TMC in general and Mamata Banerjee in particular have not said much on this burning issue, which directly affects the lives of the poor, other than blaming the state government. Has anyone ever heard Ms. Banerjee spell out what she would do, if she became the chief minister, to control the rising prices? Has anyone ever heard her enunciate what she would do to assuage the untold sufferings of the common man who are the worst sufferers of escalating food prices? Has any one ever heard her defining her party‘s policies in allaying the difficulties faced by the small and marginal farmers? She makes a big show of her empathy for maa, mati manush at every opportunity that she gets. Scandalous amount of money is spent in putting up banners and hoardings to pay homage to maa mati manush. Books are written and paintings are done. But when it is time for her to come out in support of that same maa mati manush she is busy calculating her chances of becoming the chief minister. Hence she cannot afford to take a position which might antagonize her coalition partner and ruin her chances of making a grand entry to the seat of power. What is more worrying is the lack of any particular economic policy of this party.

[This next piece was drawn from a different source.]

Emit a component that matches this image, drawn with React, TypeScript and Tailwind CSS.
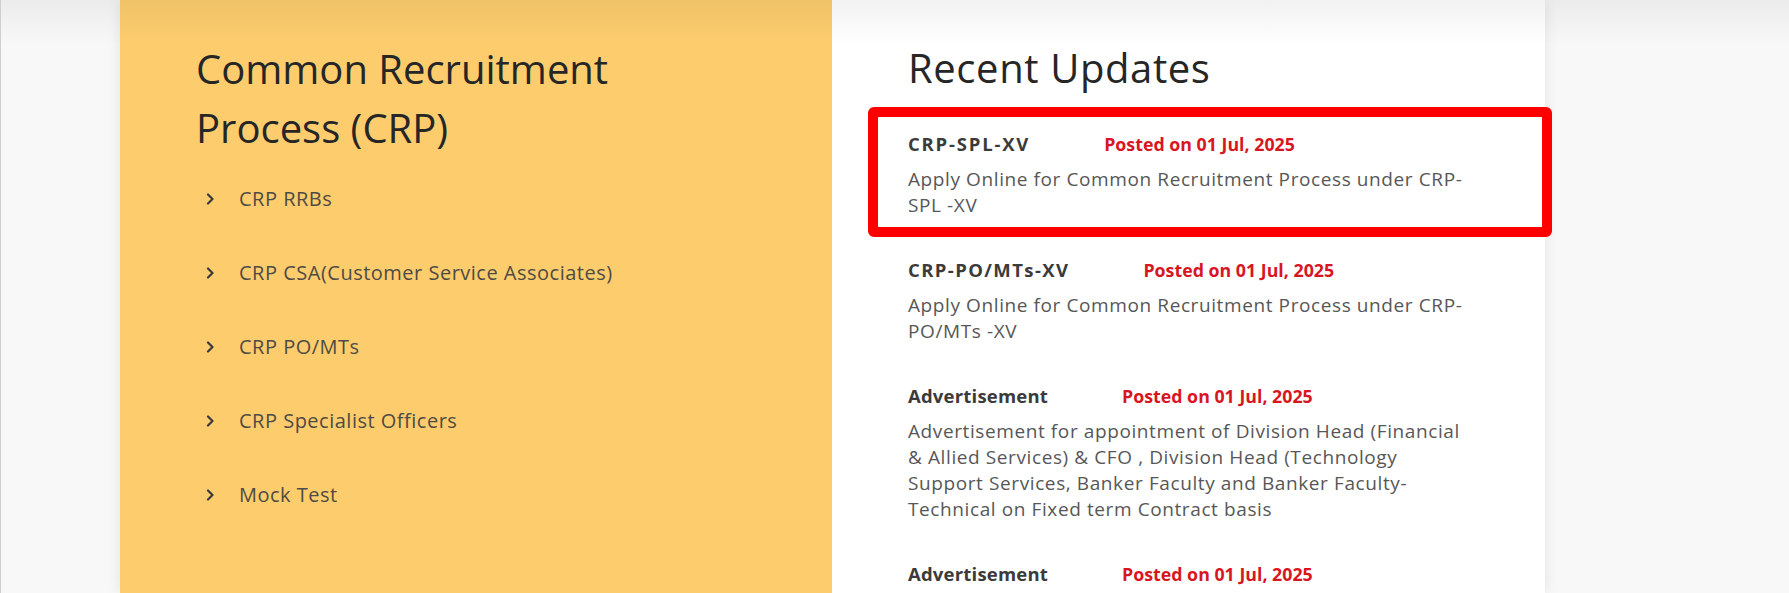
import React from "react";

const menu = [
  "CRP RRBs",
  "CRP CSA(Customer Service Associates)",
  "CRP PO/MTs",
  "CRP Specialist Officers",
  "Mock Test",
];

type Item = { title: string; lines: string[]; boxed?: boolean; track: string };
const items: Item[] = [
  {
    title: "CRP-SPL-XV",
    lines: ["Apply Online for Common Recruitment Process under CRP-", "SPL -XV"],
    boxed: true,
    track: "tracking-[1.8px]",
  },
  {
    title: "CRP-PO/MTs-XV",
    lines: ["Apply Online for Common Recruitment Process under CRP-", "PO/MTs -XV"],
    track: "tracking-[1.4px]",
  },
  {
    title: "Advertisement",
    lines: [
      "Advertisement for appointment of Division Head (Financial",
      "& Allied Services) & CFO , Division Head (Technology",
      "Support Services, Banker Faculty and Banker Faculty-",
      "Technical on Fixed term Contract basis",
    ],
    track: "tracking-[0.2px]",
  },
  {
    title: "Advertisement",
    lines: [],
    track: "tracking-[0.2px]",
  },
];

function Chevron() {
  return (
    <svg width="10" height="12" viewBox="0 0 10 12" className="shrink-0">
      <polyline
        points="3,1.5 7.5,6 3,10.5"
        fill="none"
        stroke="#3a3a3a"
        strokeWidth="2.2"
        strokeLinecap="round"
        strokeLinejoin="round"
      />
    </svg>
  );
}

function UpdateBody({ it }: { it: Item }) {
  return (
    <>
      <div className="flex items-center h-[26px] mb-[9px]">
        <span className={`mr-[74px] font-bold text-[18.5px] text-[#3b3b3b] whitespace-nowrap ${it.track}`}>
          {it.title}
        </span>
        <span className="font-bold text-[17.8px] text-[#d8161f] whitespace-nowrap">Posted on 01 Jul, 2025</span>
      </div>
      {it.lines.length > 0 && (
        <p className="text-[19px] tracking-[0.6px] leading-[26px] text-[#575757] whitespace-nowrap">
          {it.lines.map((l, i) => (
            <React.Fragment key={i}>
              {l}
              {i < it.lines.length - 1 && <br />}
            </React.Fragment>
          ))}
        </p>
      )}
    </>
  );
}

export default function App() {
  return (
    <div className="relative h-[593px] w-full overflow-hidden bg-[#f8f8f8] border-l border-[#cfcfcf] font-['Open_Sans',sans-serif]">
      <div className="flex h-full">
        <div className="w-[119px] shrink-0" />
        <div className="flex shadow-[0_0_14px_rgba(0,0,0,0.09)]">
          {/* Yellow panel */}
          <div className="w-[712px] bg-[#fdcd6d] pl-[76px] pt-[39px]">
            <h2 className="text-[40px] leading-[59px] text-[#262626] w-[460px]">
              Common Recruitment Process (CRP)
            </h2>
            <ul className="mt-[5px] flex flex-col">
              {menu.map((m) => (
                <li key={m} className="flex items-center h-[74px] pl-[9px] gap-[24px]">
                  <Chevron />
                  <span className="text-[20px] tracking-[0.5px] text-[#4e4b44]">{m}</span>
                </li>
              ))}
            </ul>
          </div>
          {/* White panel */}
          <div className="w-[713px] bg-white pl-[76px] pt-[44px]">
            <h2 className="text-[40px] tracking-[0.6px] leading-[48px] text-[#262626]">Recent Updates</h2>
            <div className="mt-[15px] flex flex-col">
              {items.map((it, i) =>
                it.boxed ? (
                  <div
                    key={i}
                    className="-ml-[40px] w-[684px] border-[10px] border-[#ff0000] rounded-[6px] pl-[30px] pt-[14px] pb-[9px] mb-[20px]"
                  >
                    <UpdateBody it={it} />
                  </div>
                ) : (
                  <div key={i} className="mb-[39px]">
                    <UpdateBody it={it} />
                  </div>
                )
              )}
            </div>
          </div>
        </div>
        <div className="flex-1" />
      </div>
      <div className="pointer-events-none absolute inset-x-0 top-0 h-[45px] bg-gradient-to-b from-[rgba(0,0,0,0.05)] to-transparent" />
    </div>
  );
}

We, therefore, need to be very careful while electing our next state government. We have to elect a party which has a very clear economic policy. We have to keep in mind, while electing, that the government is genuinely pro-poor and will work for the welfare of the common man and not pander only to the privileged few. The people of West Bengal should be very vigilant and keep opportunistic political parties at bay. Parties like the TMC, which are not governed by any ideology or programmes, are out to fool the public to further their own narrow agenda. We should be on our guard and not allow these opportunists to mess up our lives and livelihoods.